Ferrari Competizioni speeds data decision engines with Natzka
Natzka is a Swiss agentic decision intelligence company that operates with a self-stated mission to combine data, human and artificial intelligence within a dynamic digital twin of the enterprise.
Dangerously close to sounding like a branding term rather than a technical construct, for developers and data science practitioners, we can more technically define decision intelligence as a discipline that structures data management, machine learning and human judgment to model scenarios.
In the world of post-neo business intelligence (remember BI?), decision intelligence has (arguably) evolved to become part of the way big data (remember that too?) is executed today.
Natzka says its work in this field is real – the company recently announced that it has become an official partner of Ferrari Competizioni GT.
Corporate deal handshakes notwithstanding, there is substance here in terms of developer tooling aligned towards decision support, decision augmentation and decision automation – all aspects of workflow automation that software application development professionals will want to grasp if they are building autonomous control projects.
Track to boardroom
The companies stress that in GT racing, just as in business, data, timing, reliability and human judgment must converge long before performance becomes visible.
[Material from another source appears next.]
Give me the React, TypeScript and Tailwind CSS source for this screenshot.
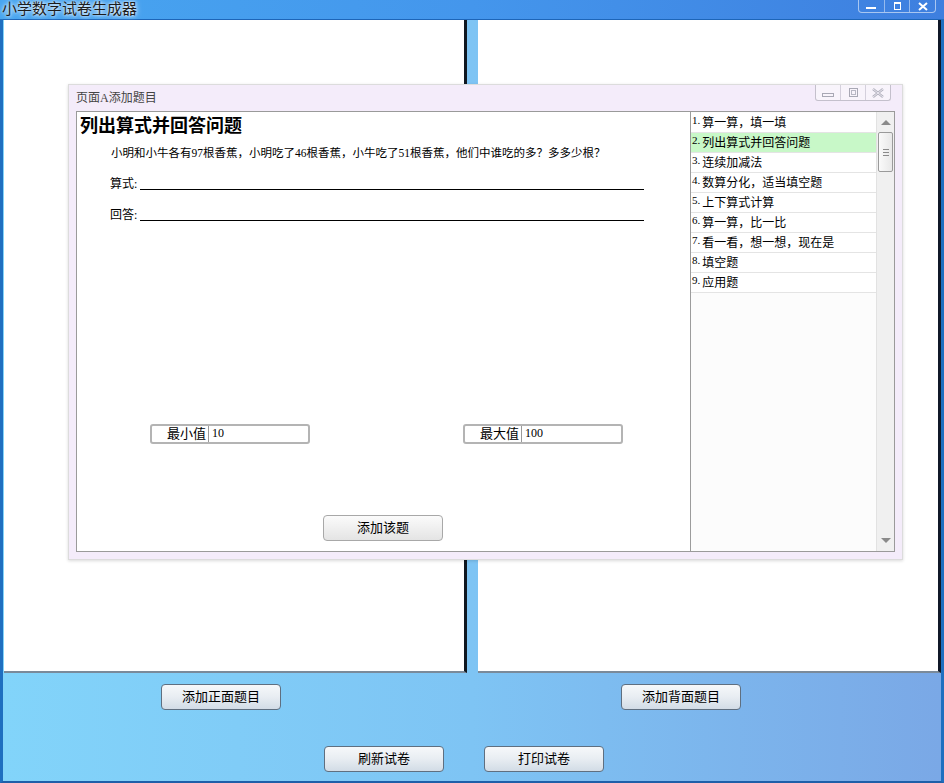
import React from "react";

const FONT = "font-['Liberation_Serif','Noto_Sans_CJK_SC',serif]";

const TOPICS = [
  "算一算，填一填",
  "列出算式并回答问题",
  "连续加减法",
  "数算分化，适当填空题",
  "上下算式计算",
  "算一算，比一比",
  "看一看，想一想，现在是",
  "填空题",
  "应用题",
];

function SysButtons() {
  return (
    <div className="absolute right-[8px] top-0 flex h-[13px] w-[78px] rounded-b-[4px] border border-t-0 border-[rgba(255,255,255,0.55)]">
      <div className="flex flex-1 items-center justify-center border-r border-[rgba(255,255,255,0.45)]">
        <div className="mt-[4px] h-[2px] w-[10px] bg-white" />
      </div>
      <div className="flex flex-1 items-center justify-center border-r border-[rgba(255,255,255,0.45)]">
        <div className="h-[8px] w-[7px] border border-white border-t-2" />
      </div>
      <div className="flex flex-1 items-center justify-center">
        <svg width="10" height="9" viewBox="0 0 10 9">
          <path d="M1 1 L9 8 M9 1 L1 8" stroke="white" strokeWidth="2" />
        </svg>
      </div>
    </div>
  );
}

function DialogButtons() {
  return (
    <div className="absolute right-[11px] top-0 flex h-[16px] w-[76px] rounded-b-[3px] border border-t-0 border-[#c4c0cc] bg-[#f8f4fb]">
      <div className="flex flex-1 items-center justify-center border-r border-[#d4d0dc]">
        <div className="mt-[5px] h-[4px] w-[12px] border border-[#a8a8b4]" />
      </div>
      <div className="flex flex-1 items-center justify-center border-r border-[#d4d0dc]">
        <div className="h-[9px] w-[9px] border border-[#a8a8b4] p-[1px]">
          <div className="h-full w-full border border-[#b8b8c4]" />
        </div>
      </div>
      <div className="flex flex-1 items-center justify-center">
        <svg width="12" height="10" viewBox="0 0 12 10">
          <path d="M1 1 L11 9 M11 1 L1 9" stroke="#b0b0bc" strokeWidth="2.4" />
          <path d="M1 1 L11 9 M11 1 L1 9" stroke="#f8f4fb" strokeWidth="0.8" />
        </svg>
      </div>
    </div>
  );
}

function WinButton({ label, className = "" }: { label: string; className?: string }) {
  return (
    <button
      className={`flex h-[26px] w-[120px] items-center justify-center rounded-[4px] border border-[#5f6f80] bg-gradient-to-b from-[#f6f8fa] via-[#e8edf2] to-[#d2dce6] text-[13px] text-black ${FONT} ${className}`}
    >
      {label}
    </button>
  );
}

function RangeField({ label, value }: { label: string; value: string }) {
  return (
    <div className="flex h-[20px] w-[160px] rounded-[3px] border-2 border-[#b4b4b4] bg-white">
      <div className="flex w-[56px] items-center justify-end pr-[2px] text-[13px] text-black">{label}</div>
      <div className="w-px bg-[#9a9a9a]" />
      <div className="flex items-start pl-[3px] text-[12px] leading-[14px] text-black">{value}</div>
    </div>
  );
}

function AnswerLine({ label }: { label: string }) {
  return (
    <div className="flex items-end pl-[33px]">
      <span className="text-[12px] leading-[14px] text-black">{label}:</span>
      <div className="mb-[1px] ml-[3px] h-px w-[504px] bg-black" />
    </div>
  );
}

function TopicList() {
  return (
    <div className="flex w-[204px] border-l border-[#9c9c9c] bg-[#fcfcfc]">
      <div className="flex-1 pt-[1px]">
        {TOPICS.map((t, i) => (
          <div
            key={t}
            className={`flex h-[20px] items-center overflow-hidden whitespace-nowrap border-b border-[#e4e4e4] pl-[1px] text-[12px] text-black ${i === 1 ? "bg-[#c8f8c8]" : "bg-white"}`}
          >
            <span className="mr-[2px] -translate-y-[2px] text-[11px]">{i + 1}.</span>
            {t}
          </div>
        ))}
      </div>
      {/* vertical scrollbar */}
      <div className="flex w-[18px] flex-col items-center border-l border-[#e2e2e2] bg-[#f0f0f0]">
        <div className="flex h-[20px] items-center">
          <svg width="10" height="6" viewBox="0 0 10 6">
            <path d="M0 6 L5 1 L10 6 Z" fill="#8a8a8a" />
          </svg>
        </div>
        <div className="flex h-[40px] w-[15px] flex-col items-center justify-center gap-[2px] rounded-[2px] border border-[#9a9a9a] bg-gradient-to-r from-[#fafafa] to-[#e8e8e8]">
          <div className="h-px w-[6px] bg-[#8a8a8a]" />
          <div className="h-px w-[6px] bg-[#8a8a8a]" />
          <div className="h-px w-[6px] bg-[#8a8a8a]" />
        </div>
        <div className="flex-1" />
        <div className="flex h-[20px] items-center">
          <svg width="10" height="6" viewBox="0 0 10 6">
            <path d="M0 0 L5 5 L10 0 Z" fill="#8a8a8a" />
          </svg>
        </div>
      </div>
    </div>
  );
}

function AddQuestionDialog() {
  return (
    <div className="absolute left-[68px] top-[84px] w-[835px] border border-[#dcdcdc] bg-[#f4ecfa] shadow-[0_1px_3px_rgba(0,0,0,0.15)]">
      <div className="relative flex h-[26px] items-center pl-[7px] text-[12px] text-[#444]">
        页面A添加题目
        <DialogButtons />
      </div>
      <div className="mx-[7px] mb-[7px] flex h-[441px] border border-[#9a9a9a] bg-white">
        <div className="flex flex-1 flex-col">
          <div className="mt-[2px] pl-[3px] text-[18px] font-bold leading-[24px] text-black">列出算式并回答问题</div>
          <div className="mt-[7px] pl-[34px] text-[11.5px] leading-[16px] text-black">
            小明和小牛各有97根香蕉，小明吃了46根香蕉，小牛吃了51根香蕉，他们中谁吃的多？多多少根？
          </div>
          <div className="mt-[16px] flex flex-col gap-[17px]">
            <AnswerLine label="算式" />
            <AnswerLine label="回答" />
          </div>
          <div className="mt-[202px] flex">
            <div className="ml-[73px]">
              <RangeField label="最小值" value="10" />
            </div>
            <div className="ml-[153px]">
              <RangeField label="最大值" value="100" />
            </div>
          </div>
          <div className="mt-[71px] flex pl-[246px]">
            <button className="flex h-[26px] w-[120px] items-center justify-center rounded-[4px] border border-[#a8a8a8] bg-gradient-to-b from-[#fbfbfb] to-[#e4e4e4] text-[13px] text-black">
              添加该题
            </button>
          </div>
        </div>
        <TopicList />
      </div>
    </div>
  );
}

export default function App() {
  return (
    <div className={`relative h-[783px] w-[944px] overflow-hidden bg-[#3d86e4] ${FONT}`}>
      {/* title bar */}
      <div className="relative flex h-[19px] items-center bg-gradient-to-r from-[#48a6f0] via-[#4496ec] to-[#3e7fdf] pl-[2px]">
        <span className="text-[15px] leading-[17px] text-[#1c1c1c] [text-shadow:0_0_6px_#ffffff,0_0_3px_#ffffff]">
          小学数字试卷生成器
        </span>
        <SysButtons />
      </div>

      {/* client area */}
      <div className="flex h-[764px] flex-col border-x-[3px] border-b-2 border-x-[#1f6fc0] border-b-[#1f5fa8] bg-gradient-to-r from-[#82d4fa] via-[#7ec4f4] to-[#7aa8e6]">
        <div className="flex h-[654px] border-t border-[#1d65b8]">
          <div className="ml-[1px] w-[463px] border-r-[3px] border-b-2 border-r-[#101820] border-b-[#7a8a9a] bg-white" />
          <div className="ml-[11px] flex-1 border-r-[3px] border-b-2 border-r-[#101828] border-b-[#7a8a9a] bg-white" />
        </div>
        <div className="mt-[11px] flex">
          <WinButton label="添加正面题目" className="ml-[158px]" />
          <WinButton label="添加背面题目" className="ml-[340px]" />
        </div>
        <div className="mt-[36px] flex">
          <WinButton label="刷新试卷" className="ml-[321px]" />
          <WinButton label="打印试卷" className="ml-[40px]" />
        </div>
      </div>

      <AddQuestionDialog />
    </div>
  );
}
“For Natzka, working alongside Ferrari Competizioni GT means operating in one of the most demanding environments in the world. This is exactly Natzka’s core business: helping organisations place decision-making at the centre of their operations by combining human expertise, automation and advanced predictive technologies,” said Matteo Emiliani, CEO of Natzka.
Already at this early stage, Emiliani muses that this work may reflect a broader truth about the enterprise world: lasting performance is not improvised in the moment of action. It is engineered in advance through better context, better preparation and decisions that can be trusted under pressure.
Three levels of decision intelligence
Decision support – this is where AI and analytics help humans make better decisions, but the decision remains fully human. The system gathers context, surfaces relevant information, highlights risks, detects anomalies, compares scenarios and recommends possible next steps.
The human evaluates the options and decides. This level is most relevant for strategic, sensitive or high-impact decisions where accountability cannot be delegated: capital allocation, market entry, major operational trade-offs, restructuring, pricing strategy and decisions involving reputational, financial or regulatory risk.
Decision augmentation – AI does more than inform. It actively supports the decision workflow by prioritising options, preparing recommendations, triggering approval flows, assigning tasks, suggesting corrective actions and helping coordinate execution across teams or systems. The human remains in control, but AI reduces the manual work around the decision. This level fits most enterprise needs: significant enough to require human judgment, yet frequent enough for AI-supported execution.
Decision automation – AI or rule-based logic can automatically execute certain decisions. Automation must never operate without control. In Natzka’s model, automation applies to routine, repeatable, lower-risk decisions that are clearly governed.
The business defines the rules, thresholds, approval logic, exception paths and escalation points. The system acts only within those boundaries.